Description of the task ::
Give the data below again exactly as written, without its pictures.

Material ::
--- Begin ---
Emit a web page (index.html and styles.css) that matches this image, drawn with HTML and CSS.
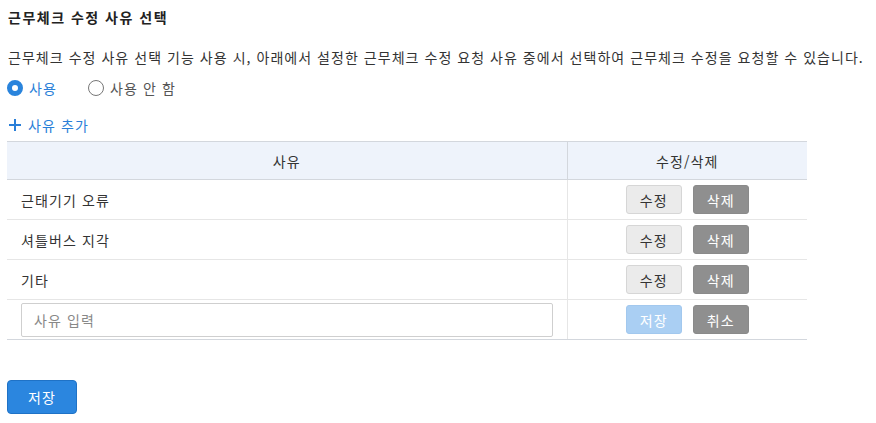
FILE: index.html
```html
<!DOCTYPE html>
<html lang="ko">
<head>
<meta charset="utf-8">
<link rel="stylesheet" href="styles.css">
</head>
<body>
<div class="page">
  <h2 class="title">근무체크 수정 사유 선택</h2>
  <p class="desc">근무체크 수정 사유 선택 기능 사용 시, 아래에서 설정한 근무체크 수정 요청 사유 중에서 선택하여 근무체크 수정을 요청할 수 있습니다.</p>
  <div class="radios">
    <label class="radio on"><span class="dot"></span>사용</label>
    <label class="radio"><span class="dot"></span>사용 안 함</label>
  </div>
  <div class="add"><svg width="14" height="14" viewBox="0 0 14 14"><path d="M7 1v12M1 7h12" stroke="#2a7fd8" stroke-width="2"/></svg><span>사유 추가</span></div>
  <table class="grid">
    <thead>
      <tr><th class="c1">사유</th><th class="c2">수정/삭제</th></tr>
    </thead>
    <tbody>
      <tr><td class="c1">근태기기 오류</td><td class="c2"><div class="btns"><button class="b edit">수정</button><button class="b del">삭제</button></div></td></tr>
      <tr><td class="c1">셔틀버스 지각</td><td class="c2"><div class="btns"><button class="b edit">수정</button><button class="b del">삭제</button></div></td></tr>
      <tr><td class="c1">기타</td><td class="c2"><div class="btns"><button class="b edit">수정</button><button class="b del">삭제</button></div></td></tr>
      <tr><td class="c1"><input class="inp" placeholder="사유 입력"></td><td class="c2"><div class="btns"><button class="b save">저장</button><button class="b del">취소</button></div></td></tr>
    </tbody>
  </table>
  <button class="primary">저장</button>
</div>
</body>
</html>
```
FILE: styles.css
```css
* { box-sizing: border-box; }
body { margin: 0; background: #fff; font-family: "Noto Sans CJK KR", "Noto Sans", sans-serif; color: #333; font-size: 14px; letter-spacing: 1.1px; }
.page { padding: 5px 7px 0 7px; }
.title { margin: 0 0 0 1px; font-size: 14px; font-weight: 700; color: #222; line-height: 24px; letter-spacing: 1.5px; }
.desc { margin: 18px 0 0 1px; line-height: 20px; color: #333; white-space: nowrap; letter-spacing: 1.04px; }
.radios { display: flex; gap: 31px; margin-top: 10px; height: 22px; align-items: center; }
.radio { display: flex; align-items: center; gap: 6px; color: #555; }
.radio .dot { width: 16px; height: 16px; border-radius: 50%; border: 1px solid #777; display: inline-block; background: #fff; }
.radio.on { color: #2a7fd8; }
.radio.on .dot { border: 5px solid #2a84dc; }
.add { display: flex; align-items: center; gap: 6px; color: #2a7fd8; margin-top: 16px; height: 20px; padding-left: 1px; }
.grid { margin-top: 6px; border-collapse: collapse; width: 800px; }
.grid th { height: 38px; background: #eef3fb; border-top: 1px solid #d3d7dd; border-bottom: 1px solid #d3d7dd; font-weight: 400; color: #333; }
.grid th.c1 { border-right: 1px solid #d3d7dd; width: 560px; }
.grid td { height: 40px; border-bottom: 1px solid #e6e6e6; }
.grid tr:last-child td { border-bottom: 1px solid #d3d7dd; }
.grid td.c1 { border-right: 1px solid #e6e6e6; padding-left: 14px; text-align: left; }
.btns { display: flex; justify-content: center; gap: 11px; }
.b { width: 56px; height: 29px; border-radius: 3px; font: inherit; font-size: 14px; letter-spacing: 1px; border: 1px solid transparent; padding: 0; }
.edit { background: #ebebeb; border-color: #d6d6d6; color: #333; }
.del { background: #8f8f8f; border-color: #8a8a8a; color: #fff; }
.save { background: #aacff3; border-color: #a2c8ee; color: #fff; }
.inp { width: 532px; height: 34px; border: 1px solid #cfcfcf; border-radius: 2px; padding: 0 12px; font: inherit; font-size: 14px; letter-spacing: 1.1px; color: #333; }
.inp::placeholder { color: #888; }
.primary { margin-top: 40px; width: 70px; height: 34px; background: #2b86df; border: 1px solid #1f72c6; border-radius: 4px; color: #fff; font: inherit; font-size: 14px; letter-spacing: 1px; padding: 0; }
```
--- End ---
Reply ::
Emit a web page (index.html and styles.css) that matches this image, drawn with HTML and CSS.
FILE: index.html
```html
<!DOCTYPE html>
<html lang="ko">
<head>
<meta charset="utf-8">
<link rel="stylesheet" href="styles.css">
</head>
<body>
<div class="page">
  <h2 class="title">근무체크 수정 사유 선택</h2>
  <p class="desc">근무체크 수정 사유 선택 기능 사용 시, 아래에서 설정한 근무체크 수정 요청 사유 중에서 선택하여 근무체크 수정을 요청할 수 있습니다.</p>
  <div class="radios">
    <label class="radio on"><span class="dot"></span>사용</label>
    <label class="radio"><span class="dot"></span>사용 안 함</label>
  </div>
  <div class="add"><svg width="14" height="14" viewBox="0 0 14 14"><path d="M7 1v12M1 7h12" stroke="#2a7fd8" stroke-width="2"/></svg><span>사유 추가</span></div>
  <table class="grid">
    <thead>
      <tr><th class="c1">사유</th><th class="c2">수정/삭제</th></tr>
    </thead>
    <tbody>
      <tr><td class="c1">근태기기 오류</td><td class="c2"><div class="btns"><button class="b edit">수정</button><button class="b del">삭제</button></div></td></tr>
      <tr><td class="c1">셔틀버스 지각</td><td class="c2"><div class="btns"><button class="b edit">수정</button><button class="b del">삭제</button></div></td></tr>
      <tr><td class="c1">기타</td><td class="c2"><div class="btns"><button class="b edit">수정</button><button class="b del">삭제</button></div></td></tr>
      <tr><td class="c1"><input class="inp" placeholder="사유 입력"></td><td class="c2"><div class="btns"><button class="b save">저장</button><button class="b del">취소</button></div></td></tr>
    </tbody>
  </table>
  <button class="primary">저장</button>
</div>
</body>
</html>
```
FILE: styles.css
```css
* { box-sizing: border-box; }
body { margin: 0; background: #fff; font-family: "Noto Sans CJK KR", "Noto Sans", sans-serif; color: #333; font-size: 14px; letter-spacing: 1.1px; }
.page { padding: 5px 7px 0 7px; }
.title { margin: 0 0 0 1px; font-size: 14px; font-weight: 700; color: #222; line-height: 24px; letter-spacing: 1.5px; }
.desc { margin: 18px 0 0 1px; line-height: 20px; color: #333; white-space: nowrap; letter-spacing: 1.04px; }
.radios { display: flex; gap: 31px; margin-top: 10px; height: 22px; align-items: center; }
.radio { display: flex; align-items: center; gap: 6px; color: #555; }
.radio .dot { width: 16px; height: 16px; border-radius: 50%; border: 1px solid #777; display: inline-block; background: #fff; }
.radio.on { color: #2a7fd8; }
.radio.on .dot { border: 5px solid #2a84dc; }
.add { display: flex; align-items: center; gap: 6px; color: #2a7fd8; margin-top: 16px; height: 20px; padding-left: 1px; }
.grid { margin-top: 6px; border-collapse: collapse; width: 800px; }
.grid th { height: 38px; background: #eef3fb; border-top: 1px solid #d3d7dd; border-bottom: 1px solid #d3d7dd; font-weight: 400; color: #333; }
.grid th.c1 { border-right: 1px solid #d3d7dd; width: 560px; }
.grid td { height: 40px; border-bottom: 1px solid #e6e6e6; }
.grid tr:last-child td { border-bottom: 1px solid #d3d7dd; }
.grid td.c1 { border-right: 1px solid #e6e6e6; padding-left: 14px; text-align: left; }
.btns { display: flex; justify-content: center; gap: 11px; }
.b { width: 56px; height: 29px; border-radius: 3px; font: inherit; font-size: 14px; letter-spacing: 1px; border: 1px solid transparent; padding: 0; }
.edit { background: #ebebeb; border-color: #d6d6d6; color: #333; }
.del { background: #8f8f8f; border-color: #8a8a8a; color: #fff; }
.save { background: #aacff3; border-color: #a2c8ee; color: #fff; }
.inp { width: 532px; height: 34px; border: 1px solid #cfcfcf; border-radius: 2px; padding: 0 12px; font: inherit; font-size: 14px; letter-spacing: 1.1px; color: #333; }
.inp::placeholder { color: #888; }
.primary { margin-top: 40px; width: 70px; height: 34px; background: #2b86df; border: 1px solid #1f72c6; border-radius: 4px; color: #fff; font: inherit; font-size: 14px; letter-spacing: 1px; padding: 0; }
```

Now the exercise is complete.